The new Superman movie will, I'm sure, rock. It even incorporates footage of Marlon Brando from the first picture, which is kind of cool, kind of scary. Because that fact, coupled with the fact that the new Superman, Brandon Routh, looks disturbingly like Christopher Reeve, makes me worry that the new flick will do nothing more than trade on our collective nostalgia for the earlier films. (Hell, the preview even features John Williams' original score, intact. Do I want to hear that again in Dolby sound? Hell yes. Does it scare me that the directors' are whoring out, in a sense, our collective goodwill from the first film? Hell yes.)
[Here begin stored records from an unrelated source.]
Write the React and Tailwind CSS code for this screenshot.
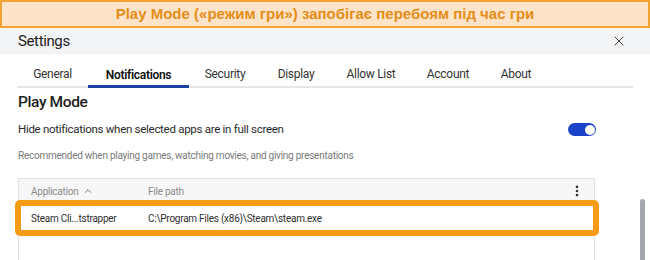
import { X, ChevronUp, EllipsisVertical } from "lucide-react";

const tabs = [
  { label: "General", w: "w-[71px]" },
  { label: "Notifications", w: "w-[101px]", active: true },
  { label: "Security", w: "w-[72px]" },
  { label: "Display", w: "w-[70px]" },
  { label: "Allow List", w: "w-[80px]" },
  { label: "Account", w: "w-[74px]" },
  { label: "About", w: "w-[62px]" },
];

const Toggle = () => (
  <div className="w-[28px] h-[13px] rounded-full bg-[#1b43c9] flex items-center justify-end pr-[1.5px]">
    <div className="w-[10px] h-[10px] rounded-full bg-white" />
  </div>
);

export default function App() {
  return (
    <div className="w-[650px] h-[260px] bg-white overflow-hidden relative font-['Roboto',sans-serif]">
      <div className="h-[28px] border-2 border-[#f0a232] bg-[#fde4c8] flex items-center justify-center">
        <span className="font-['Liberation_Sans',sans-serif] font-bold text-[15px] text-[#e58d18]">
          Play Mode («режим гри») запобігає перебоям під час гри
        </span>
      </div>

      <div className="h-[26px] bg-[#f3f4f6] flex items-center justify-between pl-[18px] pr-[23px]">
        <span className="text-[15px] text-[#222] tracking-tight">Settings</span>
        <X size={16} strokeWidth={1.4} className="text-[#333]" />
      </div>

      <div className="mx-[17px] mt-[7px] border-b-2 border-[#e6e6e6] flex h-[27px]">
        {tabs.map((t) => (
          <div
            key={t.label}
            className={`${t.w} flex items-center justify-center text-[12px] tracking-tight ${
              t.active
                ? "font-semibold text-[#111] border-b-[3px] border-[#1f3fa6] -mb-[2px] pt-[3px]"
                : "text-[#333]"
            }`}
          >
            {t.label}
          </div>
        ))}
      </div>

      <div className="px-[18px]">
        <div className="mt-[4px] text-[15.5px] font-medium text-[#1d1d1d] tracking-tight leading-[20px]">
          Play Mode
        </div>

        <div className="mt-[9px] flex items-center justify-between pr-[36px]">
          <span className="text-[11.5px] text-[#2a2a2a] tracking-tight">
            Hide notifications when selected apps are in full screen
          </span>
          <Toggle />
        </div>

        <div className="mt-[10px] text-[10px] text-[#7a7a7a] tracking-tight">
          Recommended when playing games, watching movies, and giving presentations
        </div>

        <div className="relative mt-[15px] w-[577px] h-[90px] border border-[#e2e2e2] border-b-0">
          <div className="h-[24px] bg-[#f7f7f8] flex items-center text-[10px] text-[#8a8a8a] tracking-tight">
            <div className="w-[129px] pl-[12px] flex items-center gap-[5px]">
              Application
              <ChevronUp size={10} strokeWidth={2} className="text-[#555]" />
            </div>
            <div className="flex-1">File path</div>
            <EllipsisVertical size={14} strokeWidth={2.5} className="text-[#333] mr-[10px]" />
          </div>
          <div className="h-[31px] flex items-center text-[10px] text-[#2e2e2e] tracking-tight">
            <div className="w-[129px] pl-[12px]">Steam Cli...tstrapper</div>
            <div className="flex-1">C:\Program Files (x86)\Steam\steam.exe</div>
          </div>

          <div className="absolute left-[-4px] top-[21px] w-[584px] h-[36px] border-[6px] border-[#f59b16] rounded-[5px]" />
        </div>
      </div>

      <div className="absolute left-[640px] top-[199px] w-[5px] h-[70px] rounded-full bg-[#a4a7ab]" />
    </div>
  );
}
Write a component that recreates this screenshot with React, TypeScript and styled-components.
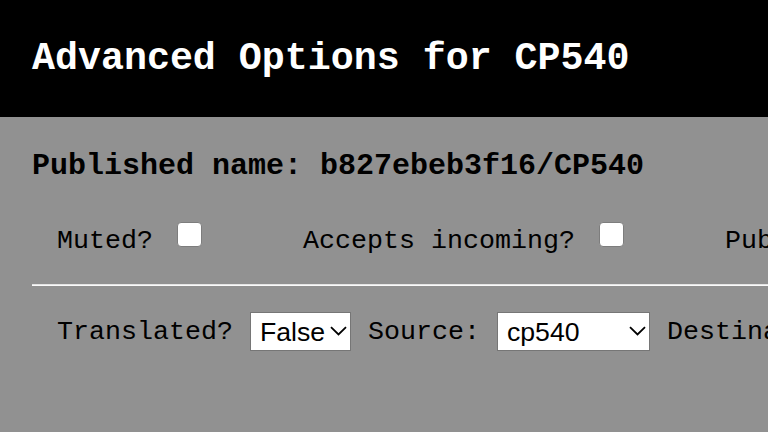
import styled, { createGlobalStyle } from 'styled-components';

const GlobalStyle = createGlobalStyle`
  html, body {
    margin: 0;
    padding: 0;
    overflow: hidden;
    background-color: #919191;
    font-family: "Liberation Mono", "Courier New", monospace;
  }
`;

const encodings = ['cp540', 'cp500', 'cp600', 'cp440'];

function Dropdown({ id, width, options }: { id: string; width: number; options: string[] }) {
  return (
    <StyledSelectWrap>
      <StyledSelect id={id} $width={width} defaultValue={options[0]}>
        {options.map((o) => (
          <option key={o}>{o}</option>
        ))}
      </StyledSelect>
      <StyledChevron width="17" height="10" viewBox="0 0 17 10">
        <path d="M1 1.2 L8.5 8.5 L16 1.2" fill="none" stroke="#000" strokeWidth="1.8" />
      </StyledChevron>
    </StyledSelectWrap>
  );
}

export default function App() {
  return (
    <>
      <GlobalStyle />
      <StyledPage>
        <StyledHeader>
          <StyledTitle>Advanced Options for CP540</StyledTitle>
        </StyledHeader>
        <StyledMain>
          <StyledName>Published name: b827ebeb3f16/CP540</StyledName>
          <StyledRow>
            <StyledField>
              <StyledLabel htmlFor="muted">Muted?</StyledLabel>
              <StyledCheckbox id="muted" type="checkbox" />
            </StyledField>
            <StyledField>
              <StyledLabel htmlFor="incoming">Accepts incoming?</StyledLabel>
              <StyledCheckbox id="incoming" type="checkbox" />
            </StyledField>
            <StyledField>
              <StyledLabel htmlFor="public">Publicly listed?</StyledLabel>
              <StyledCheckbox id="public" type="checkbox" />
            </StyledField>
          </StyledRow>
          <StyledDivider />
          <StyledSelectRow>
            <StyledLabel htmlFor="translated">Translated?</StyledLabel>
            <Dropdown id="translated" width={101} options={['False', 'True']} />
            <StyledLabel htmlFor="source">Source:</StyledLabel>
            <Dropdown id="source" width={153} options={encodings} />
            <StyledLabel htmlFor="dest">Destination:</StyledLabel>
            <Dropdown id="dest" width={153} options={encodings} />
          </StyledSelectRow>
        </StyledMain>
      </StyledPage>
    </>
  );
}

const StyledPage = styled.div`
  min-height: 100vh;
  width: max-content;
  min-width: 100vw;
  background-color: #919191;
`;

const StyledHeader = styled.header`
  background-color: #000;
  height: 117px;
  padding: 0 32px;
  display: flex;
  align-items: center;
`;

const StyledTitle = styled.h1`
  margin: 0;
  color: #fff;
  font-size: 38.3px;
  font-weight: 700;
  white-space: nowrap;
`;

const StyledMain = styled.main`
  padding: 32px 0 0 32px;
`;

const StyledName = styled.h2`
  margin: 0;
  font-size: 30px;
  font-weight: 700;
  color: #000;
  white-space: nowrap;
`;

const StyledRow = styled.div`
  display: flex;
  align-items: center;
  gap: 101px;
  padding: 38px 0 0 25px;
  height: 40px;
`;

const StyledField = styled.div`
  display: flex;
  align-items: center;
  gap: 24px;
`;

const StyledLabel = styled.label`
  font-size: 26.67px;
  color: #000;
  white-space: nowrap;
`;

const StyledCheckbox = styled.input`
  appearance: none;
  margin: -14px 0 0 0;
  width: 25px;
  height: 25px;
  background-color: #fff;
  border: 1px solid #7d7d7d;
  border-radius: 4px;
  box-sizing: border-box;
`;

const StyledDivider = styled.hr`
  margin: 23px 0 0 0;
  height: 0;
  border: none;
  border-top: 1px solid #e4e4e4;
  border-bottom: 1px solid #fafafa;
`;

const StyledSelectRow = styled.div`
  display: flex;
  align-items: center;
  gap: 17px;
  padding: 26px 0 0 25px;
`;

const StyledSelectWrap = styled.div`
  position: relative;
  display: flex;
`;

const StyledSelect = styled.select<{ $width: number }>`
  appearance: none;
  box-sizing: border-box;
  width: ${(p) => p.$width}px;
  height: 39px;
  font-family: "Liberation Sans", Arial, sans-serif;
  font-size: 26.67px;
  color: #000;
  background-color: #fff;
  border: 1px solid #767676;
  border-radius: 0;
  padding: 0 24px 0 9px;
  margin: 0;
`;

const StyledChevron = styled.svg`
  position: absolute;
  right: 4px;
  top: 14px;
  pointer-events: none;
`;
There's nothing wrong with nostalgia. I love it. Rewatching the original films makes me feel like an eight-year old again. But a new Superman should be just that -- new. When I watched the George Reeves' series from the 1950's as a kid, I liked the fact that it was different from the Christopher Reeve ones. (And am I the only one who finds it supremely, well, odd that the two major Supermans of the twentieth century had almost identical last names? I mean, what are the odds of that? 'Reeves' versus Reeve'. I don't know; I find it kind of cool, anyways.)

Everybody looked different, talked different, acted different in that old fifties show. It was old and odd and unique. The Superman mythos is valid enough and strong enough to sustain itself amidst a variety of different interpretations, from comic books to novels to cartoons to movies. (The same with the Batman character. The forties serials, Adam West's comedic version, Tim Burton's impressionistic rendering, Christopher Nolan's psychologically viable interpreation -- they're all great.) The various composions of Superman in various media are variations on a theme, that's all.

I worry, though, that the new Superman flick will not only be a variation on a theme, but a replaying of the theme itself, if you catch my drift. I'm sure the special-effects will rock. I'm sure it will tell the tale of Krypton's last son in a fresh, offbeat way. I hope that it's new enough to entice younger children into worshipping the Superman legend, and entertain us older geezers with a subtext of maturity and responsibility.

I guess I'm saying: I don't want the Christopher Reeve films, redone. If I want those flicks again, I'll tie my old Superman cape made by mother around my neck and fire up the DVD player, and lose myself again, and forget for a moment, that Reeve is dead and gone, that Margot Kidder went crazy for awhile, that a man can't truly fly. (Though watching those films, I do I do I do believe it is so...)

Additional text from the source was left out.